Antropólogo intelectualmente honrado, acató lo que sus ojos vieron y lo dijo sin ambages. En 1963, antes de que mis padres estuvieran casados, ya escribía: “Las barriadas son por lo general lugares tranquilos habitados por grupos de familias muy trabajadoras, pero su imagen pública es: violencia, inmoralidad, pereza, crimen y política revolucionaria de izquierda”. Dos años después, gracias a sus investigaciones en el asentamiento General Benavides (nombre usado para disimular el de Ramón Castilla, el mismo que usaría para su investigación Hernando de Soto años después sin mencionar a Mangin), aseguraba: “Ningún futuro gobierno tendrá la fuerza suficiente para expulsar a los más de 200.000 invasores de tierra alrededor de Lima”. En 1967, afirma, en su ensayo “Latin American Squatter Settlements: a problem and a solution”, que “los asentamientos humanos representan una solución al complejo problema de la rápida urbanización y migración, así como la escasez de vivienda.

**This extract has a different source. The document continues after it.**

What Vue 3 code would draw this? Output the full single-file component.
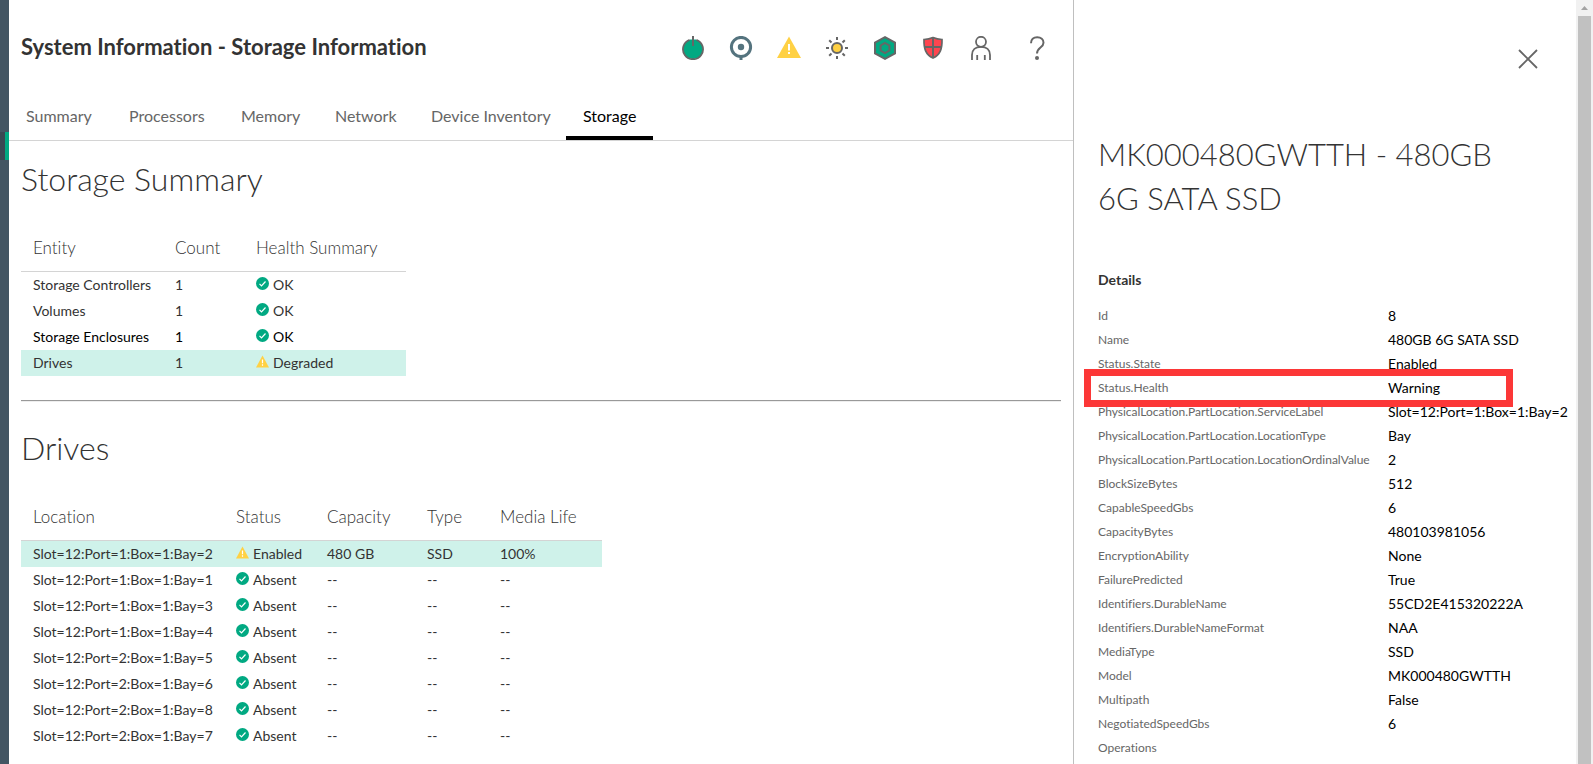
<script setup>
const tabs = ['Summary', 'Processors', 'Memory', 'Network', 'Device Inventory', 'Storage']

const summary = [
  { entity: 'Storage Controllers', count: 1, health: 'OK', ok: true },
  { entity: 'Volumes', count: 1, health: 'OK', ok: true },
  { entity: 'Storage Enclosures', count: 1, health: 'OK', ok: true, hover: true },
  { entity: 'Drives', count: 1, health: 'Degraded', ok: false, selected: true },
]

const absent = (location) => ({
  location, ok: true, status: 'Absent', capacity: '--', type: '--', life: '--',
})
const drives = [
  { location: 'Slot=12:Port=1:Box=1:Bay=2', ok: false, status: 'Enabled', capacity: '480 GB', type: 'SSD', life: '100%', selected: true },
  absent('Slot=12:Port=1:Box=1:Bay=1'),
  absent('Slot=12:Port=1:Box=1:Bay=3'),
  absent('Slot=12:Port=1:Box=1:Bay=4'),
  absent('Slot=12:Port=2:Box=1:Bay=5'),
  absent('Slot=12:Port=2:Box=1:Bay=6'),
  absent('Slot=12:Port=2:Box=1:Bay=8'),
  absent('Slot=12:Port=2:Box=1:Bay=7'),
]

const details = [
  ['Id', '8'],
  ['Name', '480GB 6G SATA SSD'],
  ['Status.State', 'Enabled'],
  ['Status.Health', 'Warning'],
  ['PhysicalLocation.PartLocation.ServiceLabel', 'Slot=12:Port=1:Box=1:Bay=2'],
  ['PhysicalLocation.PartLocation.LocationType', 'Bay'],
  ['PhysicalLocation.PartLocation.LocationOrdinalValue', '2'],
  ['BlockSizeBytes', '512'],
  ['CapableSpeedGbs', '6'],
  ['CapacityBytes', '480103981056'],
  ['EncryptionAbility', 'None'],
  ['FailurePredicted', 'True'],
  ['Identifiers.DurableName', '55CD2E415320222A'],
  ['Identifiers.DurableNameFormat', 'NAA'],
  ['MediaType', 'SSD'],
  ['Model', 'MK000480GWTTH'],
  ['Multipath', 'False'],
  ['NegotiatedSpeedGbs', '6'],
  ['Operations', ''],
]
</script>

<template>
  <div class="app">
    <nav class="rail" aria-label="Main navigation"><div class="rail-current"></div></nav>

    <main class="main">
      <header class="top">
        <h1>System Information - Storage Information</h1>
        <div class="tools">
          <button type="button" aria-label="Power">
            <svg viewBox="0 0 24 24"><circle cx="12" cy="13.2" r="10" fill="#01a982" /><path d="M9 0h6v5H9z" fill="#fff" /><path d="M9 3.5h6v3H9z" fill="#01a982" /><path d="M8.6 3.8a10 10 0 1 0 6.8 0" fill="none" stroke="#666" stroke-width="1.8" /><path d="M12 0v10" stroke="#666" stroke-width="2" /></svg>
          </button>
          <button type="button" aria-label="Locator">
            <svg viewBox="0 0 24 24"><circle cx="12" cy="11" r="9.6" fill="none" stroke="#54737e" stroke-width="3" /><circle cx="12" cy="11" r="3.2" fill="#54737e" /><path d="M12 21v3" stroke="#54737e" stroke-width="3" /></svg>
          </button>
          <button type="button" aria-label="Health warning">
            <svg viewBox="0 0 24 24"><path d="M12 .5 24 22H0z" fill="#ffd144" /><path d="M12 8v6.500M12 16v2" stroke="#fff" stroke-width="2" /></svg>
          </button>
          <button type="button" aria-label="Brightness">
            <svg viewBox="0 0 24 24" stroke="#666" stroke-width="2"><circle cx="12" cy="12" r="5" fill="#ffd144" /><path d="M12 1v3M12 20v3M1 12h3M20 12h3M4.200 4.200l2.300 2.300M17.500 17.500l2.300 2.300M4.200 19.800l2.300-2.300M17.500 6.500l2.300-2.300" fill="none" /></svg>
          </button>
          <button type="button" aria-label="Runtime">
            <svg viewBox="0 0 24 24" stroke="#666"><path d="M12 1.200 22 6.700v10.600L12 22.800 2 17.300V6.700z" fill="#01a982" stroke-width="2" /><path d="M12 7l4.400 2.500v5L12 17l-4.400-2.500v-5z" fill="#01a982" stroke-width="2" /></svg>
          </button>
          <button type="button" aria-label="Security">
            <svg viewBox="0 0 24 24" stroke="#666"><path d="M12 1.600c2.800 1.300 6 1.900 9 1.900C21.200 12.500 19.500 18.500 12 22 4.500 18.500 2.800 12.500 3 3.500c3 0 6.200-.600 9-1.900z" fill="#ff454f" stroke-width="1.700" /><path d="M12 2v20M3 11h18" stroke-width="2" /></svg>
          </button>
          <button type="button" aria-label="User">
            <svg viewBox="0 0 24 24" fill="none" stroke="#666" stroke-width="1.800"><circle cx="12" cy="5.800" r="5" /><path d="M3 24v-5c0-5 3.500-8.200 9-8.200s9 3.200 9 8.200v5M8.200 19v5M15.800 19v5" /></svg>
          </button>
          <button type="button" class="help" aria-label="Help">
            <svg viewBox="0 0 24 24" fill="none" stroke="#666" stroke-width="2"><path d="M6 7.200C6 3.500 8.500 1.200 12.200 1.200c3.800 0 6.300 2.300 6.300 5.500 0 5-6.500 4.800-6.500 10.800" /><circle cx="12" cy="22" r="2" fill="#666" stroke="none" /></svg>
          </button>
        </div>
      </header>

      <nav class="tabs" aria-label="System information">
        <a v-for="t in tabs" :key="t" href="#" :class="{ active: t === 'Storage' }">{{ t }}</a>
      </nav>

      <section class="block">
        <h2>Storage Summary</h2>
        <table class="summary">
          <thead>
            <tr><th>Entity</th><th>Count</th><th>Health Summary</th></tr>
          </thead>
          <tbody>
            <tr v-for="r in summary" :key="r.entity" :class="{ selected: r.selected, hover: r.hover }">
              <td>{{ r.entity }}</td>
              <td>{{ r.count }}</td>
              <td>
                <span class="state">
                  <svg v-if="r.ok" viewBox="0 0 13 13"><circle cx="6.500" cy="6.500" r="6.500" fill="#01a982" /><path d="M3.500 6.800l2 2 4-4.300" fill="none" stroke="#fff" stroke-width="1.200" /></svg>
                  <svg v-else viewBox="0 0 13 13"><path d="M6.500 .5 13 12.500H0z" fill="#ffd144" /><path d="M6.500 4.500v3.700M6.500 9.300v1.400" stroke="#fff" stroke-width="1.200" /></svg>
                  {{ r.health }}
                </span>
              </td>
            </tr>
          </tbody>
        </table>
      </section>

      <hr />

      <section class="block">
        <h2>Drives</h2>
        <table class="drives">
          <thead>
            <tr><th>Location</th><th>Status</th><th>Capacity</th><th>Type</th><th>Media Life</th></tr>
          </thead>
          <tbody>
            <tr v-for="d in drives" :key="d.location" :class="{ selected: d.selected }">
              <td>{{ d.location }}</td>
              <td>
                <span class="state">
                  <svg v-if="d.ok" viewBox="0 0 13 13"><circle cx="6.500" cy="6.500" r="6.500" fill="#01a982" /><path d="M3.500 6.800l2 2 4-4.300" fill="none" stroke="#fff" stroke-width="1.200" /></svg>
                  <svg v-else viewBox="0 0 13 13"><path d="M6.500 .5 13 12.500H0z" fill="#ffd144" /><path d="M6.500 4.500v3.700M6.500 9.300v1.400" stroke="#fff" stroke-width="1.200" /></svg>
                  {{ d.status }}
                </span>
              </td>
              <td>{{ d.capacity }}</td>
              <td>{{ d.type }}</td>
              <td>{{ d.life }}</td>
            </tr>
          </tbody>
        </table>
      </section>
    </main>

    <aside class="panel">
      <div class="panel-body">
        <div class="panel-top">
          <button type="button" aria-label="Close">
            <svg viewBox="0 0 20 20"><path d="M1 1l18 18M19 1L1 19" stroke="#666" stroke-width="1.800" /></svg>
          </button>
        </div>
        <h2>MK000480GWTTH - 480GB 6G SATA SSD</h2>
        <h3>Details</h3>
        <dl>
          <div v-for="[k, v] in details" :key="k" :class="{ marked: k === 'Status.Health' }">
            <dt>{{ k }}</dt>
            <dd>{{ v }}</dd>
          </div>
        </dl>
      </div>
      <div class="scroll" aria-hidden="true">
        <svg viewBox="0 0 17 16"><path d="M5 10l3.500-4L12 10z" fill="#a3a3a3" /></svg>
        <div class="thumb"></div>
      </div>
    </aside>
  </div>
</template>

<style>
body {
  margin: 0;
  overflow: hidden;
}
</style>

<style scoped>
.app {
  display: flex;
  height: 100vh;
  overflow: hidden;
  background: #fff;
  color: #333;
  font-family: Lato, "Open Sans", sans-serif;
  font-size: 14px;
  font-variant-ligatures: none;
}
h1, h2, h3, dl, dd {
  margin: 0;
}
button {
  padding: 0;
  border: 0;
  background: none;
}
svg {
  display: block;
}
.rail {
  flex: 0 0 9px;
  padding-top: 132px;
  background: #435563;
}
.rail-current {
  height: 28px;
  box-sizing: border-box;
  border-right: 4px solid #01a982;
  background: #3a4853;
}
.main {
  flex: 1;
  min-width: 0;
}
.top {
  display: flex;
  align-items: center;
  justify-content: space-between;
  height: 96px;
  padding: 0 24px 0 12px;
}
h1 {
  padding-bottom: 2px;
  font-size: 22px;
  line-height: 28px;
  font-weight: 700;
}
.tools {
  display: flex;
  gap: 24px;
}
.tools svg {
  width: 24px;
  height: 24px;
}
.help {
  margin-left: 8px;
}
.tabs {
  display: grid;
  grid-template-columns: 103px 112px 94px 96px 152px 87px;
  border-bottom: 1px solid #d4d4d4;
}
.tabs a {
  height: 40px;
  padding-left: 17px;
  border-bottom: 4px solid transparent;
  color: #666;
  font-size: 16px;
  line-height: 40px;
  text-decoration: none;
  white-space: nowrap;
}
.tabs .active {
  border-color: #000;
  color: #000;
}
.block {
  padding: 0 12px;
}
h2 {
  font-weight: 300;
}
.block h2 {
  padding-top: 18px;
  font-size: 32px;
  line-height: 40px;
}
table {
  margin-top: 26px;
  border-collapse: collapse;
  table-layout: fixed;
}
th, td {
  padding: 0 0 0 12px;
  text-align: left;
  white-space: nowrap;
}
th {
  height: 44px;
  padding-bottom: 2px;
  border-bottom: 1px solid #d4d4d4;
  font-size: 17px;
  font-weight: 300;
}
td {
  height: 26px;
  line-height: 26px;
}
.summary {
  width: 385px;
}
.summary th:nth-child(1) { width: 130px; }
.summary th:nth-child(2) { width: 69px; }
.drives {
  width: 581px;
}
.drives th:nth-child(1) { width: 191px; }
.drives th:nth-child(2) { width: 79px; }
.drives th:nth-child(3) { width: 88px; }
.drives th:nth-child(4) { width: 61px; }
.selected {
  background: #cff2ea;
}
.hover {
  color: #000;
}
.state {
  display: flex;
  gap: 4px;
}
.state svg {
  width: 13px;
  height: 13px;
  margin-top: 5px;
}
hr {
  height: 0;
  margin: 24px 12px 8px;
  border: 0;
  border-top: 1px solid #999;
  border-bottom: 1px solid #eee;
}
.panel {
  display: flex;
  flex: 0 0 519px;
  border-left: 1px solid #bfbfbf;
}
.panel-body {
  flex: 1;
  min-width: 0;
  padding-left: 24px;
}
.panel-top {
  display: flex;
  justify-content: flex-end;
  padding: 49px 38px 0 0;
}
.panel-top svg {
  width: 20px;
  height: 20px;
}
.panel h2 {
  padding: 63px 70px 0 0;
  font-size: 31px;
  line-height: 44px;
}
h3 {
  padding: 50px 0 14px;
  font-size: 14px;
  line-height: 20px;
  font-weight: 700;
}
dl > div {
  display: flex;
  height: 24px;
  line-height: 24px;
  white-space: nowrap;
}
dt {
  flex: 0 0 290px;
  color: #666;
  font-size: 12px;
}
dd {
  color: #000;
}
.marked {
  position: relative;
}
.marked::after {
  content: "";
  position: absolute;
  inset: -7px 63px -7px -14px;
  border: 7px solid #fc3737;
}
.scroll {
  flex: 0 0 17px;
  background: #f1f1f1;
}
.scroll svg {
  width: 17px;
  height: 16px;
}
.thumb {
  height: 100%;
  margin: 0 2px;
  background: #c1c1c1;
}
</style>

El problema es la solución”. Explica que “han organizado desde sistemas de agua privados hasta mercados, división del trabajo y grupos que recaudan dinero para comprar la tierra que habitan”. Añade que tienen “tribunales no oficiales para disputas menores”. Observa que “los asentamientos están formados abrumadoramente por familias pobres que trabajan duro y aspiran a salir adelante legítimamente”.
Su conclusión de hace 37 años, a partir del fenómeno que había estudiado, es impecable. Estas son las cuatro contribuciones que, según él, los informales estaban haciendo a la economía nacional: “inversión en vivienda y mejora de la tierra”, “mercado de trabajo”, “crecimiento de la pequeña empresa” y “un capital social intangible invertido en la formación de la comunidad”. ¿Y por qué esta economía promisoria no daba el gran salto? La razón es precisa: “Los reglamentos de zonificación y planificación impiden la expansión de la economía local”. Es decir: por culpa de las normas estatistas. Si los gobiernos de los años 50, 60 y 70 (en esa década aconsejó en Lima otorgar títulos de propiedad a los informales) hubieran prestado atención a estas macizas lecciones, el Perú sería otro. Lo mismo puede decirse de otros países latinoamericanos.
En los años 70, estudios “ninguneados” que hoy nadie cita dieron en el mismo blanco. Por ejemplo, “The evolution of the law in the barrios of Caracas” (La evolución de la ley en los barrios de Caracas), de Kenneth Karst, Murray Schwartz y Audrey Schwartz. En el África, el antropólogo Keith Hart, otro nombre recoleto, afirmaba respecto de Ghana, usando la palabra “informalidad”, lo que otros señalaban en América Latina. Cada generación vuelve a descubrir las mismas verdades, incesantemente. Algunos países aprenden a respetarlas. Otros, no.
Hace unos días, de paso por Nueva York, enterado de que no estaba muerto, como suponía, ubiqué a Mangin. Le agradecí lo que hizo por el Perú y le ofrecí disculpas por el silencio en que se guarda su nombre. “¿Por qué no le hicieron caso?”, le pregunté. Respondió: “Porque la izquierda creyó que yo era muy poco revolucionario y la derecha creyó que lo era demasiado”.